Our implementation has been demostrated with examples from epidemiology but can be used in any science where 2×2 contingency table-like data arise. For example, within the field of ecology, the response ratio is an index used in meta-analysis of ecological experiments. It is implied in Hedges et al. [] and Lajeunesse [] that only confidence intervals are considered for these, thus our method will allow the calculation of credible intervals for this measure. Another metric mentioned in Lajeunesse [] is the odds ratio, which is similar to the relative risk in certain situations. Hedges et al. [] and Lajeunesse [] consider the distribution of this ratio to which our method is applicable. Another biological ratio we could consider examining is mutation frequencies. Significance tests in this area rely on ratios of mutation rates []. Indeed, Matsen IV et al. []’s work seems to have arisen from work on hypermutations. We have named bayesint with the intention that it will be expanded to contain other intervals with Bayesian origins.

Conclusion

We have created a Python package bayesint which calculates two types of credible interval for the ratio of beta distributions. We used the package to calculate the credible intervals of the relative risk of subjects innoculated or not being attacked by cholera and highlighted the strengths of our package compared with other available options. We believe our implementation to be a useful tool for analysis of 2×2 contingency tables.
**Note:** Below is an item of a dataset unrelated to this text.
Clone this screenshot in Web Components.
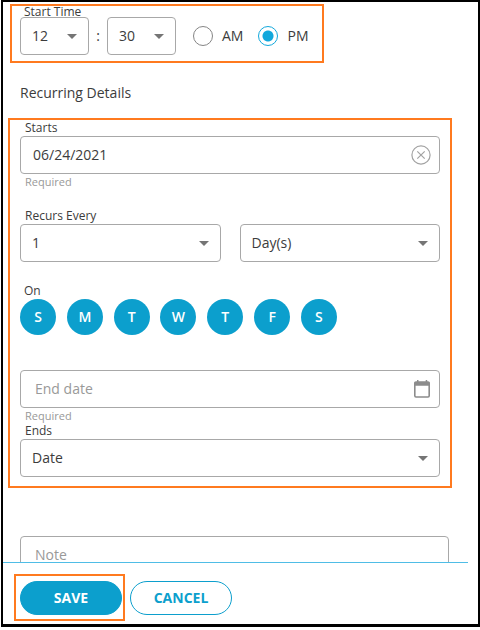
<!DOCTYPE html>
<html lang="en">
<head>
<meta charset="utf-8">
<meta name="viewport" content="width=device-width, initial-scale=1">
<title>Recurring schedule</title>
<style>
  body {
    margin: 0;
    background: #fff;
    color: #3c3c3c;
    font: 14px/20px "Open Sans", "Noto Sans", sans-serif;
    --accent: #0c9fcd;
    --line: #a8a8a8;
    --mark: #ff7a1f;
  }
</style>
</head>
<body>
<schedule-panel>
  <mark-box class="time"><time-field></time-field></mark-box>
  <h2>Recurring Details</h2>
  <mark-box class="details">
    <text-field label="Starts" value="06/24/2021" hint="Required" icon="clear"></text-field>
    <div class="pair">
      <select-field label="Recurs Every" value="1"></select-field>
      <select-field name="Recurrence unit" value="Day(s)"></select-field>
    </div>
    <day-picker label="On"></day-picker>
    <text-field class="end" placeholder="End date" hint="Required" icon="calendar"></text-field>
    <select-field class="ends" label="Ends" value="Date"></select-field>
  </mark-box>
  <text-field class="note" placeholder="Note"></text-field>
  <mark-box class="save" slot="actions"><pill-button filled>SAVE</pill-button></mark-box>
  <pill-button slot="actions">CANCEL</pill-button>
</schedule-panel>

<script>
const define = (name, render) => customElements.define(name, class extends HTMLElement {
  constructor() {
    super();
    this.attachShadow({ mode: 'open' });
  }
  connectedCallback() {
    this.shadowRoot.innerHTML = `<style>* { box-sizing: border-box; }</style>` + render(this);
  }
});

const arrow = `<svg width="10" height="5" viewBox="0 0 10 5" aria-hidden="true"><path d="M0 0H10L5 5Z" fill="#757575"/></svg>`;
const icons = {
  clear: `<button type="button" aria-label="Clear date"><svg width="20" height="20" viewBox="0 0 20 20" fill="none" stroke="#a3a3a3"><circle cx="10" cy="10" r="9.1" stroke-width="1.2"/><path d="M6.3 6.3L13.7 13.7M13.7 6.3L6.3 13.7" stroke-width="1.2"/></svg></button>`,
  calendar: `<button type="button" aria-label="Choose date"><svg width="18" height="20" viewBox="0 0 18 20"><rect x="1.8" y="3" width="14.4" height="15" rx="1.2" fill="none" stroke="#8c8c8c" stroke-width="1.6"/><path d="M1.5 3H16.5V6.7H1.5ZM4 1H5.5V4H4ZM12.7 1H14.2V4H12.7Z" fill="#8c8c8c"/></svg></button>`
};

define('schedule-panel', () => `
  <style>
    :host {
      display: flex; flex-direction: column; box-sizing: border-box;
      height: calc(100vh - 3px); margin-left: 1px;
      border: 2px solid #000; border-bottom-width: 3px;
    }
    main { flex: 1; min-height: 0; overflow: hidden; padding: 2px 26px 0 5px; }
    footer {
      display: flex; align-items: center; gap: 5px; flex: none;
      margin-right: 10px; padding: 11px 11px 3px; border-top: 1px solid #4fbde6;
    }
    ::slotted(h2) { margin: 20px 12px 15px; font-size: 14px; line-height: 20px; font-weight: 400; }
    ::slotted(.time) { width: fit-content; margin-left: 2px; padding: 0 14px 6px 8px; }
    ::slotted(.details) { padding: 0 10px 9px; }
    ::slotted(.note) { margin: 48px 3px 0 12px; }
    ::slotted(.save) { padding: 5px 1px 4px 4px; }
  </style>
  <main><slot></slot></main>
  <footer><slot name="actions"></slot></footer>`);

define('mark-box', () => `
  <style>
    :host { display: block; box-sizing: border-box; border: 2px solid var(--mark); }
    ::slotted(.pair) { display: grid; grid-template-columns: 1fr 1fr; align-items: end; gap: 19px; margin-top: 19px; }
    ::slotted(day-picker) { margin-top: 21px; }
    ::slotted(.end) { margin-top: 35px; }
  </style>
  <slot></slot>`);

define('select-field', el => {
  const label = el.getAttribute('label');
  const value = el.getAttribute('value');
  return `
  <style>
    :host { display: block; }
    label { display: block; padding-left: 5px; font-size: 12px; line-height: 16px; }
    .box { display: grid; align-items: center; }
    .box > * { grid-area: 1 / 1; }
    select {
      appearance: none; width: 100%; height: 38px; margin: 0; padding: 0 24px 0 11px;
      border: 1px solid var(--line); border-radius: 4px; background: #fff;
      font: inherit; color: inherit;
    }
    svg { justify-self: end; margin-right: 12px; pointer-events: none; }
  </style>
  ${label ? `<label for="s">${label}</label>` : ''}
  <div class="box">
    <select id="s" ${label ? '' : `aria-label="${el.getAttribute('name')}"`}><option>${value}</option></select>
    ${arrow}
  </div>`;
});

define('text-field', el => {
  const label = el.getAttribute('label');
  const hint = el.getAttribute('hint');
  const placeholder = el.getAttribute('placeholder') || '';
  return `
  <style>
    :host { display: block; }
    label { display: block; padding-left: 5px; font-size: 12px; line-height: 16px; }
    .box {
      display: flex; align-items: center; height: 38px; padding: 0 8px 0 12px;
      border: 1px solid var(--line); border-radius: 4px;
    }
    .box.empty { padding-left: 14px; }
    input {
      flex: 1; min-width: 0; padding: 0; border: 0; outline: 0; background: none;
      font: inherit; color: inherit;
    }
    input::placeholder { color: #999; opacity: 1; }
    button { display: flex; padding: 0; border: 0; background: none; }
    small { display: block; padding-left: 5px; font-size: 11px; line-height: 15px; color: #999; }
  </style>
  ${label ? `<label for="t">${label}</label>` : ''}
  <div class="box ${placeholder ? 'empty' : ''}">
    <input id="t" type="text" value="${el.getAttribute('value') || ''}" placeholder="${placeholder}"
      ${label ? '' : `aria-label="${placeholder}"`} ${hint ? 'aria-describedby="h"' : ''}>
    ${icons[el.getAttribute('icon')] || ''}
  </div>
  ${hint ? `<small id="h">${hint}</small>` : ''}`;
});

define('time-field', () => `
  <style>
    :host { display: block; }
    fieldset { margin: 0; padding: 0; border: 0; }
    legend { padding: 0 0 0 4px; font-size: 12px; line-height: 11px; }
    .row { display: flex; align-items: center; }
    select-field { width: 69px; }
    .colon { width: 18px; text-align: center; }
    radio-option { margin-left: 17px; }
    radio-option + radio-option { margin-left: 15px; }
  </style>
  <fieldset>
    <legend>Start Time</legend>
    <div class="row">
      <select-field name="Hour" value="12"></select-field>
      <span class="colon">:</span>
      <select-field name="Minute" value="30"></select-field>
      <radio-option>AM</radio-option>
      <radio-option checked>PM</radio-option>
    </div>
  </fieldset>`);

define('radio-option', el => `
  <style>
    :host { display: block; }
    label { display: flex; align-items: center; gap: 9px; }
    input {
      appearance: none; width: 20px; height: 20px; margin: 0;
      border: 1px solid #858585; border-radius: 50%;
    }
    input:checked {
      border-color: #12a8dc;
      background: radial-gradient(circle, #12a8dc 5px, transparent 6px);
    }
  </style>
  <label><input type="radio" ${el.hasAttribute('checked') ? 'checked' : ''}><slot></slot></label>`);

define('day-picker', el => `
  <style>
    :host { display: block; }
    .label { padding-left: 4px; font-size: 12px; line-height: 16px; }
    .days { display: flex; justify-content: space-between; max-width: 317px; }
    button {
      width: 36px; height: 36px; padding: 0; border: 0; border-radius: 50%;
      background: var(--accent); color: #fff; font: inherit; font-weight: 600;
    }
  </style>
  <div class="label" id="l">${el.getAttribute('label')}</div>
  <div class="days" role="group" aria-labelledby="l">
    ${['S', 'M', 'T', 'W', 'T', 'F', 'S'].map(d => `<button type="button" aria-pressed="true">${d}</button>`).join('')}
  </div>`);

define('pill-button', () => `
  <style>
    :host { display: block; }
    button {
      display: block; width: 102px; height: 34px; padding: 0;
      border: 1px solid var(--accent); border-radius: 17px;
      background: #fff; color: var(--accent); font: inherit; font-weight: 700;
    }
    :host([filled]) button { background: var(--accent); color: #fff; }
  </style>
  <button type="button"><slot></slot></button>`);
</script>
</body>
</html>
Implementation and architecture

The bayesint package is freely available at GitHub (https://github.com/PublicHealthEngland/bayesint) and through the PyPI index of Python packages (pypi.org/project/bayesint). This manuscript concerns bayesint version 1.0.3, the package’s documentation will be updated if future versions have different requirements.

Quality control

bayesint is extensively tested in Python 2.7.14 and also functions in Python 3.5.5 and Python 3.6.6.

(2) Availability

Operating system

Any operating system where Python 2.7.14 or better or 3.5.5 or better with the dependencies enumerated below are installed. In practice this includes all three major operating systems (Linux/Unix, Windows 7 or better and Mac OS/OS X 10.6 or newer) together with a number of smaller platforms.

Programming language

Python 2.7.14, 3.5.5 and 3.6.6.

Additional system requirements

This software has no particularly unusual system requirements and should operate on any typical desktop machine produced in the last five years. The calculations are CPU bound so the greater the single thread performance of the machine the more swiftly the computations will complete.

Dependencies

bayesint uses the following Python packages which are installed when bayesint is installed:

  • SymPy ≥ 1.1.1 [] A library for symbolic mathematics used to calculate the densities and distributions used in our credible intervals.
  • SciPy ≥ 0.19.1 []. A library used for scientific computing used to obtain a χ2 distribution for testing and to minimise the functions considered in the credible intervals.
  • NumPy ≥ 1.13.3 []. A library with high-level mathematical functions used for vectorising our SymPy function prior to minimisation.
  • mpmath ≥ 0.19 []. A library for arbitrary floating point arithmetic used in the minimisation. It is loaded through SymPy.

Software location

Archive

  • Name: PyPI
  • Persistent identifier: pypi.org/project/bayesint
  • Licence: Open Government Licence 3.0
  • Publisher: Public Health England
  • Version published: 1.0.3
  • Date published: 11/04/2019

Code repository

Language

English

(3) Reuse potential

We broadly outline the reuse potential of this software in the discussion section of this work but as a recapitulation this package permits the calculation of credible intervals wherever 2×2 type contingency table data appear in science. With the additional benefit that prior knowledge may be incorporated into this estimate in a truly Bayesian manner. Issues and feedback about the software can be provided by users through the GitHub issue logging system.